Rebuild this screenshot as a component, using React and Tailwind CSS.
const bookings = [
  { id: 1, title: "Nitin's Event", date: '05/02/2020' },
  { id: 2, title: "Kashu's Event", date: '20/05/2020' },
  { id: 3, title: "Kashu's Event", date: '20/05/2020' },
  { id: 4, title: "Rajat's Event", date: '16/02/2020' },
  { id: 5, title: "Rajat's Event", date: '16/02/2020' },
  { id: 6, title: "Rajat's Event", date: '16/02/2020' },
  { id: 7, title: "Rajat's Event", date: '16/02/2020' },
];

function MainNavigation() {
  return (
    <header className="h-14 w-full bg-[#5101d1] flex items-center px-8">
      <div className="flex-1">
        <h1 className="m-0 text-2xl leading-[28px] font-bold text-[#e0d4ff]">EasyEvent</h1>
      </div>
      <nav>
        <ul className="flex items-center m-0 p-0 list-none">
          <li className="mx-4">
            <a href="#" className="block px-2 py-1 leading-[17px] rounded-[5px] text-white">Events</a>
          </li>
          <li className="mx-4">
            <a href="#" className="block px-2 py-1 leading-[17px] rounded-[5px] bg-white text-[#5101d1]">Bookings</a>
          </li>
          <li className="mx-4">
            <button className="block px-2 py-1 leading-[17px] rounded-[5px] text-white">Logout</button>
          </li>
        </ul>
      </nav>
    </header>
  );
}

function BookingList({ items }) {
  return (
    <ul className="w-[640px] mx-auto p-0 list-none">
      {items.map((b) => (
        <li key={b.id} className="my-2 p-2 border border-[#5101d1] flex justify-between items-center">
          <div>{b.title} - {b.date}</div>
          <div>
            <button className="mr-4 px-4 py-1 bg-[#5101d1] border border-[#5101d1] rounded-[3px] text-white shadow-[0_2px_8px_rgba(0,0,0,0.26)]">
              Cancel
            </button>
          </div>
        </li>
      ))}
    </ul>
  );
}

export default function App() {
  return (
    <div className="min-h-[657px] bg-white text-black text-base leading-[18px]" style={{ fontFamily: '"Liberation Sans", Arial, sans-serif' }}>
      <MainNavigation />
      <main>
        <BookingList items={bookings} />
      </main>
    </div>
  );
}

------------------------------------------------

### Your goal
Reproduce the listing above word for word.

### Finished answer
Rebuild this screenshot as a component, using React and Tailwind CSS.
const bookings = [
  { id: 1, title: "Nitin's Event", date: '05/02/2020' },
  { id: 2, title: "Kashu's Event", date: '20/05/2020' },
  { id: 3, title: "Kashu's Event", date: '20/05/2020' },
  { id: 4, title: "Rajat's Event", date: '16/02/2020' },
  { id: 5, title: "Rajat's Event", date: '16/02/2020' },
  { id: 6, title: "Rajat's Event", date: '16/02/2020' },
  { id: 7, title: "Rajat's Event", date: '16/02/2020' },
];

function MainNavigation() {
  return (
    <header className="h-14 w-full bg-[#5101d1] flex items-center px-8">
      <div className="flex-1">
        <h1 className="m-0 text-2xl leading-[28px] font-bold text-[#e0d4ff]">EasyEvent</h1>
      </div>
      <nav>
        <ul className="flex items-center m-0 p-0 list-none">
          <li className="mx-4">
            <a href="#" className="block px-2 py-1 leading-[17px] rounded-[5px] text-white">Events</a>
          </li>
          <li className="mx-4">
            <a href="#" className="block px-2 py-1 leading-[17px] rounded-[5px] bg-white text-[#5101d1]">Bookings</a>
          </li>
          <li className="mx-4">
            <button className="block px-2 py-1 leading-[17px] rounded-[5px] text-white">Logout</button>
          </li>
        </ul>
      </nav>
    </header>
  );
}

function BookingList({ items }) {
  return (
    <ul className="w-[640px] mx-auto p-0 list-none">
      {items.map((b) => (
        <li key={b.id} className="my-2 p-2 border border-[#5101d1] flex justify-between items-center">
          <div>{b.title} - {b.date}</div>
          <div>
            <button className="mr-4 px-4 py-1 bg-[#5101d1] border border-[#5101d1] rounded-[3px] text-white shadow-[0_2px_8px_rgba(0,0,0,0.26)]">
              Cancel
            </button>
          </div>
        </li>
      ))}
    </ul>
  );
}

export default function App() {
  return (
    <div className="min-h-[657px] bg-white text-black text-base leading-[18px]" style={{ fontFamily: '"Liberation Sans", Arial, sans-serif' }}>
      <MainNavigation />
      <main>
        <BookingList items={bookings} />
      </main>
    </div>
  );
}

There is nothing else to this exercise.